A quantum cryptographic protocol is device-independent if its security does not rely on trusting that the quantum devices used are truthful.
Thus the security analysis of such a protocol needs to consider scenarios of imperfect or even malicious devices. Several important problems have been shown to admit unconditional secure and device-independent protocols. A closely related topic is measurement-device independent quantum key distribution.

==Overview and history==
Dominic Mayers and Andrew Yao proposed the idea of designing quantum protocols using "self-testing" quantum apparatus, the internal operations of which can be uniquely determined by their input-output statistics. Subsequently, Roger Colbeck in his thesis proposed the use of Bell tests for checking the honesty of the devices. Since then, several problems have been shown to admit unconditional secure and device-independent protocols, even when the actual devices performing the Bell test are substantially "noisy," i.e., far from being ideal. These problems include quantum key distribution, randomness expansion, and randomness amplification.

==Key distribution==

The goal of quantum key distribution is for two parties, Alice and Bob, to share a common secret string through communications over public channels. This was a problem of central interest in quantum cryptography. It was also the motivating problem in Mayers and Yao's paper. A long sequence of works aim to prove unconditional security with robustness. Umesh Vazirani and Thomas Vidick were the first to reach this goal. Subsequently, Carl A. Miller and Yaoyun Shi proved a similar result using a different approach.

==Randomness expansion==

The goal of randomness expansion is to generate a longer private random string starting from a uniform input string and using untrusted quantum devices. The idea of using Bell test to achieve this goal was first proposed by Colbeck. Subsequent works have aimed to prove unconditional security with robustness and the increase the rate of expansion. Vazrani and Vidick were the first to prove full quantum security for an exponentially expanding protocol.
Miller and Shi achieved several additional features, including cryptographic level security, robustness, and a single-qubit requirement on the quantum memory.
The approach was subsequently extended by the same authors to show that the noise level can approach the obvious upper bound, when the output may become deterministic.
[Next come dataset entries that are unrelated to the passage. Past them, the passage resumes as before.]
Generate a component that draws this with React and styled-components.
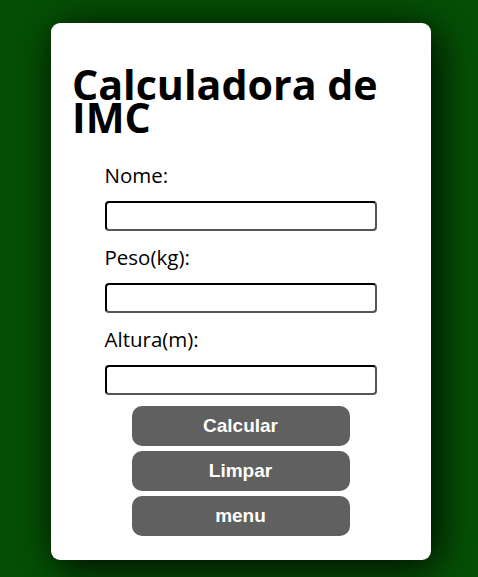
import React from "react";
import styled, { createGlobalStyle } from "styled-components";

const Global = createGlobalStyle`
  html, body { margin: 0; padding: 0; }
  body {
    background: #055005;
    min-height: 577px;
    font-family: "Open Sans", "Liberation Sans", sans-serif;
  }
`;

const Page = styled.div`
  display: flex;
  justify-content: flex-start;
  padding: 23px 0 18px 51px;
`;

const Card = styled.main`
  width: 380px;
  box-sizing: border-box;
  background: #fff;
  border-radius: 9px;
  padding: 22px 22px 24px 21px;
  box-shadow: 5px 6px 40px rgba(0, 0, 0, 0.95);
  display: flex;
  flex-direction: column;
`;

const Title = styled.h1`
  margin: 23px 0 27px;
  font-family: "Open Sans", sans-serif;
  font-weight: 700;
  font-size: 41.2px;
  line-height: 33px;
  color: #000;
  letter-spacing: 0;
`;

const Form = styled.form`
  display: flex;
  flex-direction: column;
  align-items: center;
`;

const Field = styled.div`
  width: 272px;
  display: flex;
  flex-direction: column;
  gap: 12px;
  margin-bottom: 12px;
`;

const Label = styled.label`
  font-family: "Open Sans", sans-serif;
  font-size: 20.5px;
  line-height: 27px;
  padding-top: 1px;
  color: #000;
`;

const Input = styled.input`
  box-sizing: border-box;
  width: 272px;
  height: 30px;
  border-width: 2px;
  border-style: solid;
  border-color: #000 #555 #555 #000;
  border-radius: 4px;
  background: #fff;
  padding: 0 4px;
  outline: none;
  font-size: 16px;
`;

const Buttons = styled.div`
  display: flex;
  flex-direction: column;
  gap: 5px;
  margin-top: -1px;
`;

const Button = styled.button`
  width: 218px;
  height: 40px;
  border: none;
  border-radius: 10px;
  background: #606060;
  color: #fff;
  font-family: "Liberation Sans", Arial, sans-serif;
  font-weight: 700;
  font-size: 19px;
  cursor: pointer;
`;

export default function App() {
  return (
    <>
      <Global />
      <Page>
        <Card>
          <Title>Calculadora de IMC</Title>
          <Form onSubmit={(e) => e.preventDefault()}>
            <Field>
              <Label htmlFor="nome">Nome:</Label>
              <Input id="nome" type="text" />
            </Field>
            <Field>
              <Label htmlFor="peso">Peso(kg):</Label>
              <Input id="peso" type="text" />
            </Field>
            <Field>
              <Label htmlFor="altura">Altura(m):</Label>
              <Input id="altura" type="text" />
            </Field>
            <Buttons>
              <Button type="button">Calcular</Button>
              <Button type="button">Limpar</Button>
              <Button type="button">menu</Button>
            </Buttons>
          </Form>
        </Card>
      </Page>
    </>
  );
}
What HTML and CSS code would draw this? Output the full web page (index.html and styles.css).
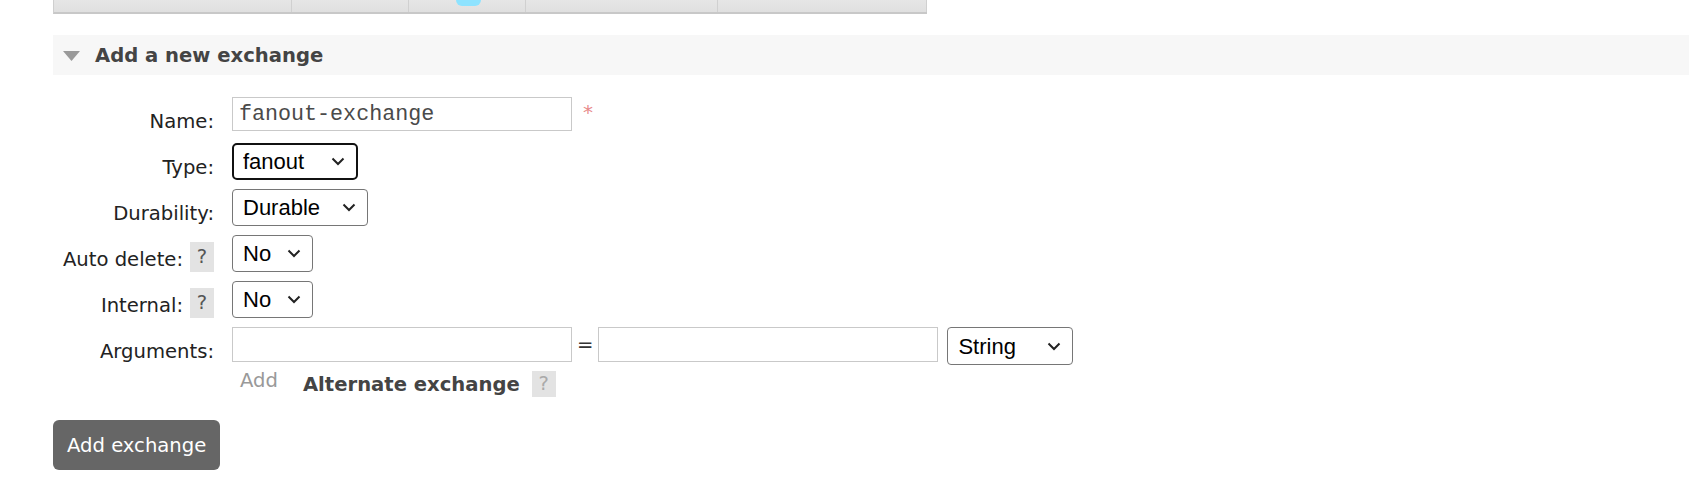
FILE: index.html
```html
<!DOCTYPE html>
<html>
<head>
<meta charset="utf-8">
<link rel="stylesheet" href="styles.css">
</head>
<body>
<div class="page">
  <div class="strip">
    <div class="cell c1"></div>
    <div class="cell c2"></div>
    <div class="cell c3"><span class="blob"></span></div>
    <div class="cell c4"></div>
    <div class="cell c5"></div>
  </div>

  <div class="section-head">
    <svg class="tri" width="17" height="10" viewBox="0 0 17 10"><polygon points="0,0 17,0 8.5,10" fill="#9a9a9a"/></svg>
    <h2>Add a new exchange</h2>
  </div>

  <form class="form">
    <div class="row">
      <div class="label">Name:</div>
      <div class="field">
        <input class="txt mono" type="text" value="fanout-exchange">
        <span class="req">*</span>
      </div>
    </div>
    <div class="row">
      <div class="label">Type:</div>
      <div class="field">
        <select class="sel focused w-type"><option>fanout</option></select>
      </div>
    </div>
    <div class="row">
      <div class="label">Durability:</div>
      <div class="field">
        <select class="sel w-dur"><option>Durable</option></select>
      </div>
    </div>
    <div class="row">
      <div class="label">Auto delete:<span class="help">?</span></div>
      <div class="field">
        <select class="sel w-no"><option>No</option></select>
      </div>
    </div>
    <div class="row">
      <div class="label">Internal:<span class="help">?</span></div>
      <div class="field">
        <select class="sel w-no"><option>No</option></select>
      </div>
    </div>
    <div class="row row-args">
      <div class="label">Arguments:</div>
      <div class="field">
        <input class="txt arg" type="text">
        <span class="eq">=</span>
        <input class="txt arg" type="text">
        <select class="sel w-str"><option>String</option></select>
      </div>
    </div>
    <div class="row row-add">
      <div class="label"></div>
      <div class="field add-field">
        <span class="add">Add</span>
        <span class="alt">Alternate exchange</span>
        <span class="help help-alt">?</span>
      </div>
    </div>
    <button type="button" class="submit">Add exchange</button>
  </form>
</div>
</body>
</html>
```

FILE: styles.css
```css
html, body {
  margin: 0;
  padding: 0;
  background: #ffffff;
}

body {
  font-family: "DejaVu Sans", Verdana, sans-serif;
  font-size: 19.6px;
  color: #484848;
}

.page {
  padding-left: 53px;
}

/* top table remnant */
.strip {
  display: flex;
  width: 873px;
  height: 12px;
  background: linear-gradient(#e6e6e6, #e0e0e0);
  border-bottom: 2px solid #c8c8c8;
  border-left: 1px solid #cfcfcf;
  box-sizing: content-box;
}

.cell {
  height: 12px;
  border-right: 1px solid #d0d0d0;
  box-sizing: border-box;
}

.c1 { width: 238px; }
.c2 { width: 117px; }
.c3 { width: 117px; display: flex; }
.c4 { width: 192px; }
.c5 { width: 209px; }

.blob {
  display: block;
  width: 25px;
  height: 6px;
  margin-left: 47px;
  background: #8ee3ff;
  border-radius: 0 0 8px 8px;
}

/* section header */
.section-head {
  margin-top: 21px;
  height: 40px;
  background: #f7f7f7;
  display: flex;
  align-items: center;
}

.tri {
  margin-left: 10px;
  margin-right: 15px;
  margin-top: 2px;
}

.section-head h2 {
  margin: 0;
  font-size: 19.6px;
  font-weight: bold;
  color: #444;
}

/* form */
.form {
  margin-top: 22px;
  display: flex;
  flex-direction: column;
}

.row {
  display: flex;
  height: 46px;
}

.row-args {
  height: 44px;
}

.row-add {
  height: 26px;
}

.label {
  width: 161px;
  margin-right: 18px;
  display: flex;
  justify-content: flex-end;
  align-items: flex-start;
  padding-top: 10px;
  line-height: 30px;
  height: 30px;
  color: #222;
  white-space: nowrap;
  box-sizing: content-box;
}

.help {
  display: inline-block;
  width: 24px;
  height: 30px;
  line-height: 30px;
  margin-left: 7px;
  margin-top: -3px;
  text-align: center;
  background: #e3e3e3;
  color: #555;
}

.field {
  display: flex;
  align-items: flex-start;
}

.txt {
  box-sizing: border-box;
  width: 340px;
  height: 34px;
  border: 1px solid #c9c9c9;
  border-radius: 0;
  padding: 0 6px;
  margin: 0;
  background: #fff;
  outline: none;
}

.mono {
  font-family: "Liberation Mono", "Courier New", monospace;
  font-size: 21.7px;
  color: #4a4a4a;
}

.arg {
  height: 35px;
}

.req {
  margin-left: 11px;
  margin-top: 5px;
  font-size: 20px;
  line-height: 20px;
  color: #e88a8a;
}

.eq {
  margin: 0 5px;
  line-height: 35px;
  color: #333;
}

.sel {
  -webkit-appearance: none;
  appearance: none;
  box-sizing: border-box;
  height: 37px;
  margin: 0;
  padding: 0 10px;
  font-family: "Liberation Sans", Arial, sans-serif;
  font-size: 22px;
  color: #000;
  border: 1px solid #767676;
  border-radius: 4px;
  background: #fff url("data:image/svg+xml;utf8,<svg xmlns='http://www.w3.org/2000/svg' width='14' height='9' viewBox='0 0 14 9'><path d='M1.5 1.5 L7 7 L12.5 1.5' fill='none' stroke='%23222' stroke-width='2'/></svg>") no-repeat right 11px center;
  outline: none;
}

.focused {
  border: 2px solid #111;
  border-radius: 5px;
  padding-left: 9px;
}

.w-type { width: 126px; }
.w-dur { width: 136px; }
.w-no { width: 81px; }
.w-str { width: 126px; height: 38px; margin-left: 9px; }

.add-field {
  align-items: center;
  height: 26px;
}

.add {
  margin-left: 8px;
  margin-top: -8px;
  color: #999;
}

.alt {
  margin-left: 25px;
  font-weight: bold;
  color: #444;
}

.help-alt {
  height: 26px;
  line-height: 26px;
  margin-left: 12px;
  margin-top: -1px;
  color: #aaa;
}

.submit {
  align-self: flex-start;
  margin-top: 23px;
  height: 50px;
  padding: 0 14px;
  border: none;
  border-radius: 6px;
  background: #666;
  color: #fff;
  font-family: "DejaVu Sans", Verdana, sans-serif;
  font-size: 19.6px;
  cursor: pointer;
}
```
==Randomness amplification==

The goal of randomness amplification is to generate near-perfect randomness (approximating a fair coin toss) starting from a single source of weak randomness (a coin each of whose tosses is somewhat unpredictable, though it may be biased and correlated with previous tosses). This is known to be impossible classically. However, by using quantum devices, it becomes possible even if the devices are untrusted. Roger Colbeck and Renato Renner were motivated by physics considerations to ask the question first. Their construction and the subsequent improvement by Rodrigo Gallego et al. are secure against a non-signalling adversary, and have significant physical interpretations.
The first construction that does not require any structural assumptions on the weak source is due to Kai-Min Chung, Yaoyun Shi, and Xiaodi Wu.
Since then, research has focused on making constructions that are suitable for implementation.